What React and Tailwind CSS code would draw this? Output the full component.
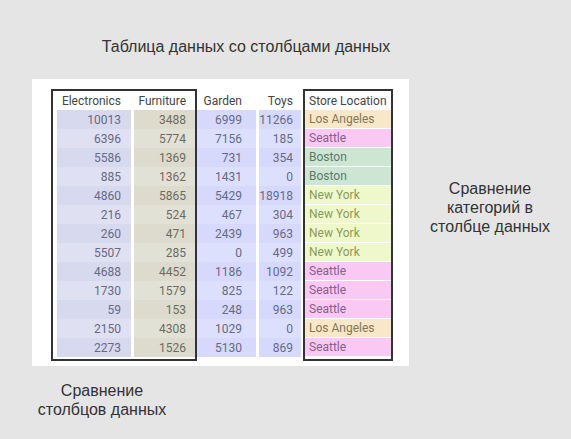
import React from "react";

const rows = [
  [10013, 3488, 6999, 11266, "Los Angeles"],
  [6396, 5774, 7156, 185, "Seattle"],
  [5586, 1369, 731, 354, "Boston"],
  [885, 1362, 1431, 0, "Boston"],
  [4860, 5865, 5429, 18918, "New York"],
  [216, 524, 467, 304, "New York"],
  [260, 471, 2439, 963, "New York"],
  [5507, 285, 0, 499, "New York"],
  [4688, 4452, 1186, 1092, "Seattle"],
  [1730, 1579, 825, 122, "Seattle"],
  [59, 153, 248, 963, "Seattle"],
  [2150, 4308, 1029, 0, "Los Angeles"],
  [2273, 1526, 5130, 869, "Seattle"],
];

const cityStyle = {
  "Los Angeles": "bg-[#f8e7c8] text-[#857658]",
  Seattle: "bg-[#f9c9f3] text-[#85608a]",
  Boston: "bg-[#cde6d4] text-[#5e7868]",
  "New York": "bg-[#eff8cb] text-[#8b9a5a]",
};

function NumCol({ header, idx, width, pr, even, odd, text }) {
  return (
    <div className={`flex flex-col ${width}`}>
      <div className={`h-[19px] flex items-center justify-end ${pr} text-[#454545]`}>{header}</div>
      {rows.map((r, i) => (
        <div
          key={i}
          className={`h-[19px] flex items-center justify-end ${pr} ${text} ${i % 2 === 0 ? even : odd}`}
        >
          {r[idx]}
        </div>
      ))}
    </div>
  );
}

export default function App() {
  return (
    <div className="w-[571px] h-[439px] bg-[#e5e5e5] flex flex-col text-[#333333] [font-family:'Liberation_Sans',Arial,sans-serif]">
      <div className="mt-[37px] ml-[96px] w-[300px] text-center text-[16px] leading-[20px]">
        Таблица данных со столбцами данных
      </div>
      <div className="flex mt-[22px]">
        <div className="ml-[32px] w-[377px] h-[287px] bg-white pl-[19px] pt-[10px]">
          <div className="flex items-start text-[12px] [font-family:Roboto,sans-serif]">
            <div className="flex gap-[3px] border-2 border-[#333333] pl-[4px] pb-[2px]">
              <NumCol
                header="Electronics"
                idx={0}
                width="w-[74px]"
                pr="pr-[10px]"
                even="bg-[#d7d9ee]"
                odd="bg-[#dfe0f1]"
                text="text-[#666a86]"
              />
              <NumCol
                header="Furniture"
                idx={1}
                width="w-[61px]"
                pr="pr-[9px]"
                even="bg-[#dcdbcd]"
                odd="bg-[#e2e1d6]"
                text="text-[#6c6b62]"
              />
            </div>
            <div className="flex gap-[3px] pt-[2px]">
              <NumCol
                header="Garden"
                idx={2}
                width="w-[59px]"
                pr="pr-[14px]"
                even="bg-[#d6d9fb]"
                odd="bg-[#dde0fd]"
                text="text-[#666a86]"
              />
              <NumCol
                header="Toys"
                idx={3}
                width="w-[42px]"
                pr="pr-[8px]"
                even="bg-[#d6d9fb]"
                odd="bg-[#dde0fd]"
                text="text-[#666a86]"
              />
            </div>
            <div className="ml-[2px] border-2 border-[#333333] pb-[2px] flex flex-col w-[90px]">
              <div className="h-[19px] flex items-center pl-[4px] text-[#454545]">Store Location</div>
              {rows.map((r, i) => (
                <div
                  key={i}
                  className={`h-[19px] flex items-center pl-[4px] border-b border-white ${cityStyle[r[4]]}`}
                >
                  {r[4]}
                </div>
              ))}
            </div>
          </div>
        </div>
        <div className="flex-1 pt-[100px] text-center text-[16px] leading-[19px]">
          Сравнение
          <br />
          категорий в
          <br />
          столбце данных
        </div>
      </div>
      <div className="mt-[15px] ml-[32px] w-[140px] text-center text-[16px] leading-[19px]">
        Сравнение
        <br />
        столбцов данных
      </div>
    </div>
  );
}
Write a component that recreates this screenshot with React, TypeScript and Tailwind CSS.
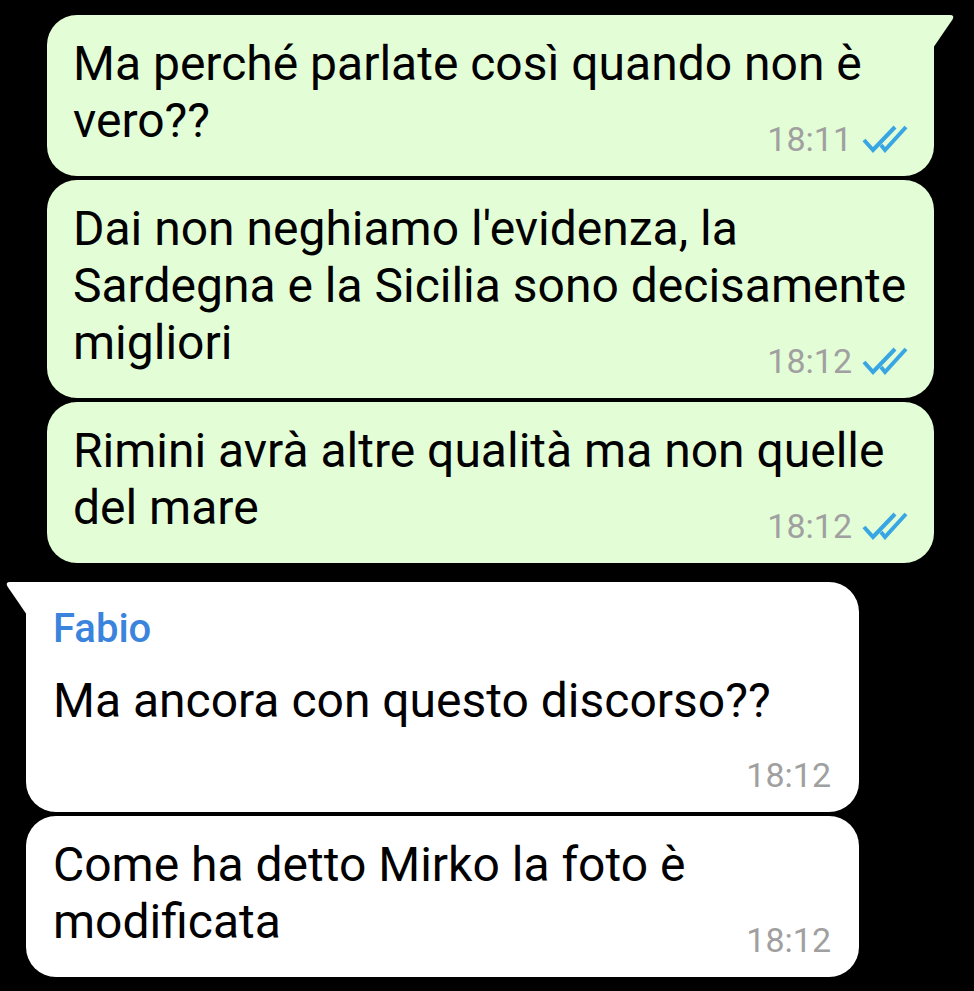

^^^^

» **WHAT TO WORK ON**
Reproduce each record from above exactly; pictures do not belong in the copy.

» **FULL SOLUTION**
What React and Tailwind CSS code would draw this? Output the full component.
import React from "react";

const rows = [
  [10013, 3488, 6999, 11266, "Los Angeles"],
  [6396, 5774, 7156, 185, "Seattle"],
  [5586, 1369, 731, 354, "Boston"],
  [885, 1362, 1431, 0, "Boston"],
  [4860, 5865, 5429, 18918, "New York"],
  [216, 524, 467, 304, "New York"],
  [260, 471, 2439, 963, "New York"],
  [5507, 285, 0, 499, "New York"],
  [4688, 4452, 1186, 1092, "Seattle"],
  [1730, 1579, 825, 122, "Seattle"],
  [59, 153, 248, 963, "Seattle"],
  [2150, 4308, 1029, 0, "Los Angeles"],
  [2273, 1526, 5130, 869, "Seattle"],
];

const cityStyle = {
  "Los Angeles": "bg-[#f8e7c8] text-[#857658]",
  Seattle: "bg-[#f9c9f3] text-[#85608a]",
  Boston: "bg-[#cde6d4] text-[#5e7868]",
  "New York": "bg-[#eff8cb] text-[#8b9a5a]",
};

function NumCol({ header, idx, width, pr, even, odd, text }) {
  return (
    <div className={`flex flex-col ${width}`}>
      <div className={`h-[19px] flex items-center justify-end ${pr} text-[#454545]`}>{header}</div>
      {rows.map((r, i) => (
        <div
          key={i}
          className={`h-[19px] flex items-center justify-end ${pr} ${text} ${i % 2 === 0 ? even : odd}`}
        >
          {r[idx]}
        </div>
      ))}
    </div>
  );
}

export default function App() {
  return (
    <div className="w-[571px] h-[439px] bg-[#e5e5e5] flex flex-col text-[#333333] [font-family:'Liberation_Sans',Arial,sans-serif]">
      <div className="mt-[37px] ml-[96px] w-[300px] text-center text-[16px] leading-[20px]">
        Таблица данных со столбцами данных
      </div>
      <div className="flex mt-[22px]">
        <div className="ml-[32px] w-[377px] h-[287px] bg-white pl-[19px] pt-[10px]">
          <div className="flex items-start text-[12px] [font-family:Roboto,sans-serif]">
            <div className="flex gap-[3px] border-2 border-[#333333] pl-[4px] pb-[2px]">
              <NumCol
                header="Electronics"
                idx={0}
                width="w-[74px]"
                pr="pr-[10px]"
                even="bg-[#d7d9ee]"
                odd="bg-[#dfe0f1]"
                text="text-[#666a86]"
              />
              <NumCol
                header="Furniture"
                idx={1}
                width="w-[61px]"
                pr="pr-[9px]"
                even="bg-[#dcdbcd]"
                odd="bg-[#e2e1d6]"
                text="text-[#6c6b62]"
              />
            </div>
            <div className="flex gap-[3px] pt-[2px]">
              <NumCol
                header="Garden"
                idx={2}
                width="w-[59px]"
                pr="pr-[14px]"
                even="bg-[#d6d9fb]"
                odd="bg-[#dde0fd]"
                text="text-[#666a86]"
              />
              <NumCol
                header="Toys"
                idx={3}
                width="w-[42px]"
                pr="pr-[8px]"
                even="bg-[#d6d9fb]"
                odd="bg-[#dde0fd]"
                text="text-[#666a86]"
              />
            </div>
            <div className="ml-[2px] border-2 border-[#333333] pb-[2px] flex flex-col w-[90px]">
              <div className="h-[19px] flex items-center pl-[4px] text-[#454545]">Store Location</div>
              {rows.map((r, i) => (
                <div
                  key={i}
                  className={`h-[19px] flex items-center pl-[4px] border-b border-white ${cityStyle[r[4]]}`}
                >
                  {r[4]}
                </div>
              ))}
            </div>
          </div>
        </div>
        <div className="flex-1 pt-[100px] text-center text-[16px] leading-[19px]">
          Сравнение
          <br />
          категорий в
          <br />
          столбце данных
        </div>
      </div>
      <div className="mt-[15px] ml-[32px] w-[140px] text-center text-[16px] leading-[19px]">
        Сравнение
        <br />
        столбцов данных
      </div>
    </div>
  );
}
Write a component that recreates this screenshot with React, TypeScript and Tailwind CSS.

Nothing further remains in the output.